Vorbemerkung: Wir kommentieren, wenn wir das für nötig halten. Selbstverständlich bedeutet die Aufnahme in unsere Übersicht nicht in jedem Fall, dass wir mit allen Aussagen der jeweiligen Texte einverstanden sind. Wenn Sie diese Übersicht für hilfreich halten, dann weisen Sie doch bitte Ihre Bekannten auf diese Möglichkeit der schnellen Information hin.
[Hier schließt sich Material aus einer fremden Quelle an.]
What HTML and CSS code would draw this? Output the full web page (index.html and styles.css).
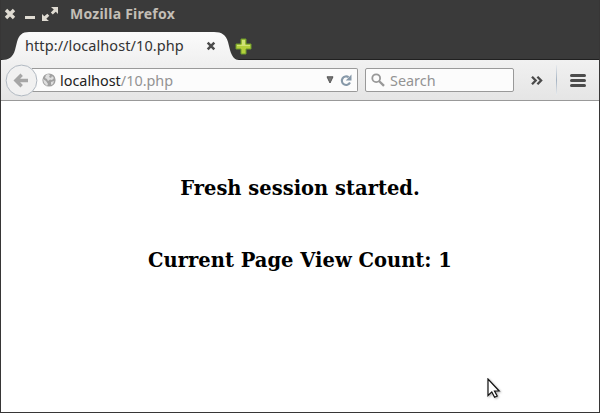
FILE: index.html
```html
<!DOCTYPE html>
<html lang="en">
<head>
<meta charset="utf-8">
<title>Mozilla Firefox</title>
<link rel="stylesheet" href="styles.css">
</head>
<body>
<div class="window">
  <header class="titlebar">
    <svg class="controls" width="66" height="31" viewBox="0 0 66 31">
      <path d="M6 10l8 8M14 10l-8 8" stroke="#dfdbd2" stroke-width="3.4"/>
      <path d="M25 17.5h10" stroke="#dfdbd2" stroke-width="3"/>
      <path d="M51 7h7v7l-2.2-2.2-3 2.8-2-2 3-3zM42 21v-7l2.3 2.2 3-2.5 2 2-3 3L49 21z" fill="#dfdbd2"/>
    </svg>
    <span class="title">Mozilla Firefox</span>
  </header>
  <div class="tabs">
    <svg class="tab-shape" width="238" height="29" viewBox="0 0 238 29">
      <defs><linearGradient id="tab" x2="0" y2="1"><stop stop-color="#fbfbfb"/><stop offset="1" stop-color="#f1f1f1"/></linearGradient></defs>
      <path d="M0 29V28C8 28 12 25 14 18L16 10C18 3 21 0 28 0H213C221 0 225 3 227 10L229 18C231 25 234 28 238 28V29z" fill="url(#tab)"/>
    </svg>
    <span class="tab-label">http://localhost/10.php</span>
    <svg class="tab-close" width="10" height="10" viewBox="0 0 10 10"><path d="M1.7 1.7l6.6 6.6M8.3 1.7l-6.6 6.6" stroke="#4b4b4b" stroke-width="2.5"/></svg>
    <svg class="tab-add" width="17" height="17" viewBox="0 0 17 17"><path d="M6 1h5v5h5v5h-5v5H6v-5H1V6h5z" fill="#b4d03c" stroke="#6d9a2c"/><path d="M7 2h3v5h5v1H7zM2 7h5v1H2z" fill="#d0e377"/></svg>
  </div>
  <nav class="toolbar">
    <svg class="back" width="33" height="33" viewBox="0 0 33 33"><circle cx="16.5" cy="16.5" r="15.4" fill="#f1f1f1" stroke="#b1b9c2"/><path d="M23 16.5H12M16.7 10.7l-5.8 5.8 5.8 5.8" fill="none" stroke="#a6a6a6" stroke-width="3.4"/></svg>
    <div class="address">
      <svg class="globe" width="14" height="14" viewBox="0 0 14 14"><circle cx="7" cy="7" r="6.6" fill="#a0a0a0"/><path d="M6 1l2 1-1 2 2 1 1-2 2 2-2 2-2-.5L6 8 5 6 3 5l1-3zM1 6l3 2 2 3-1 2-3-3zM9 9l3-1-1 3-2 1z" fill="#dedede"/></svg>
      <span class="url">localhost<span class="path">/10.php</span></span>
      <svg class="drop" width="8" height="8" viewBox="0 0 8 8"><path d="M1 .8h6L4 7z" fill="#777" stroke="#555"/></svg>
      <svg class="reload" width="12" height="13" viewBox="0 0 12 13"><path d="M8.6 3.1A4.3 4.3 0 1 0 10 8.6" fill="none" stroke="#8799a9" stroke-width="2.1"/><path d="M11.5.5v6H5.8z" fill="#8799a9"/></svg>
    </div>
    <div class="search">
      <svg width="14" height="14" viewBox="0 0 14 14"><circle cx="5.2" cy="5.2" r="3.9" fill="none" stroke="#989898" stroke-width="1.8"/><path d="M8 8l5 4.8" stroke="#989898" stroke-width="2.3"/></svg>
      <span class="placeholder">Search</span>
    </div>
    <svg class="more" width="12" height="9" viewBox="0 0 12 9"><path d="M1 .8l3.7 3.7L1 8.2M6.4.8l3.7 3.7-3.7 3.7" fill="none" stroke="#4a4a4a" stroke-width="2.3"/></svg>
    <span class="divider"></span>
    <svg class="menu" width="16" height="13" viewBox="0 0 16 13"><path d="M1.5 1.5h13M1.5 6.5h13M1.5 11.5h13" stroke="#4c4c4c" stroke-width="3" stroke-linecap="round"/></svg>
  </nav>
  <main class="page">
    <h3 class="line first">Fresh session started.</h3>
    <h3 class="line second">Current Page View Count: 1</h3>
  </main>
  <svg class="cursor" width="14" height="22" viewBox="0 0 14 22"><path d="M1 1v16.5l3.8-3.6 2.8 5.3 2.6-1.2-2.7-5h4.7z" fill="#fff" stroke="#111" stroke-width="1.2"/></svg>
</div>
</body>
</html>
```
FILE: styles.css
```css
* { box-sizing: border-box; }
body { margin: 0; font-family: "Noto Sans", sans-serif; }
svg { display: block; flex: none; }
.window { position: relative; width: 600px; height: 413px; background: #fff; border: 1px solid #373636; border-top: 0; overflow: hidden; }
.titlebar { height: 32px; margin-left: -1px; display: flex; background: #3a3a3a; }
.title { margin-left: 4px; font-size: 14px; font-weight: 700; line-height: 28px; color: #c3beb6; white-space: nowrap; letter-spacing: .24px; }
.tabs { position: relative; height: 28px; display: flex; background: #3a3a3a; border-bottom: 1px solid #202020; }
.tab-shape { position: absolute; left: 0; top: 0; }
.tab-label { position: relative; width: 181px; padding-left: 24px; font-size: 14.5px; line-height: 27px; letter-spacing: .08px; color: #333; white-space: nowrap; }
.tab-close { position: relative; margin: 9px 0 0 24px; }
.tab-add { margin: 6px 0 0 19px; }
.toolbar { height: 41px; padding-left: 4px; display: flex; align-items: center; background: linear-gradient(#f1f1f1, #e5e5e5); border-bottom: 1px solid #999; }
.back { position: relative; }
.address { width: 326px; height: 24px; margin-left: -6px; padding: 0 5px 0 10px; display: flex; align-items: center; background: #fcfcfc; border: 1px solid #999; border-left: 0; border-radius: 0 2px 2px 0; }
.url { flex: 1; margin-left: 4px; font-size: 14.4px; line-height: 23px; color: #222; white-space: nowrap; }
.path, .placeholder { color: #939393; }
.reload { margin-left: 6px; }
.search { width: 149px; height: 24px; margin-left: 7px; padding-left: 5px; display: flex; align-items: center; background: #fcfcfc; border: 1px solid #999; border-radius: 2px; }
.placeholder { margin-left: 5px; font-size: 14.4px; line-height: 22px; padding-top: 1px; }
.more { margin-left: 17px; }
.divider { width: 1px; height: 30px; margin-left: 13px; background: linear-gradient(#e8ebee, #a5b3c2, #e8ebee); }
.menu { margin-left: 13px; }
.page { height: 311px; padding-top: 76px; text-align: center; }
.line { margin: 0; font: 700 19.5px/24px "DejaVu Serif", serif; color: #000; white-space: nowrap; }
.second { margin-top: 48px; }
.cursor { position: absolute; left: 486px; top: 378px; filter: drop-shadow(1px 1px 1px #0005); }
```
  1. Massive Kritik an Hartz IV Verschärfung
    Das bundesweite Erwerbslosen-Bündnis „AufRecht bestehen“ hat den Gesetzentwurf, mit dem das Hartz-IV-Gesetz angeblich vereinfacht werden soll, als Mogelpackung kritisiert. Der Entwurf enthalte eine Vielzahl von „völlig inakzeptablen Verschlechterungen“. Der Gesetzentwurf wird zurzeit zwischen den Bundesministerien abgestimmt. Der Gesetzentwurf richte sich zu weiten Teilen ausschließlich nach den Interessen der Jobcenter und des Bundesministeriums für Arbeit, kritisiert das Bündnis. „Hartz IV soll für die Jobcenter einfacher zu handhaben sein und dies geschieht zu Lasten der Leistungsberechtigten, deren Rechte eingeschränkt deren individuelle Leistungsansprüche weiter beschnitten werden sollen“, erläutert Helga Röller von der Bundesarbeitsgemeinschaft Prekäre Lebenslagen (BAG PLESA).
    Das Bündnis „AufRecht bestehen“ nennt konkrete Beispiele aus dem Gesetzentwurf, mit denen Hartz-IV-Bezieher deutlich schlechter gestellt werden:
    So soll zukünftig eine separate Einzelfallprüfung der Heizkosten nicht mehr verpflichtend sein und die Kommunen dürfen stattdessen eine Obergrenze für die Warmmiete festlegen. Das würde bedeuten, dass Hartz-IV-Beziehern hohe Heizkosten nicht mehr erstattet werden, die besonderen Umständen wie etwa einer schlechten Wärmedämmung geschuldet sind.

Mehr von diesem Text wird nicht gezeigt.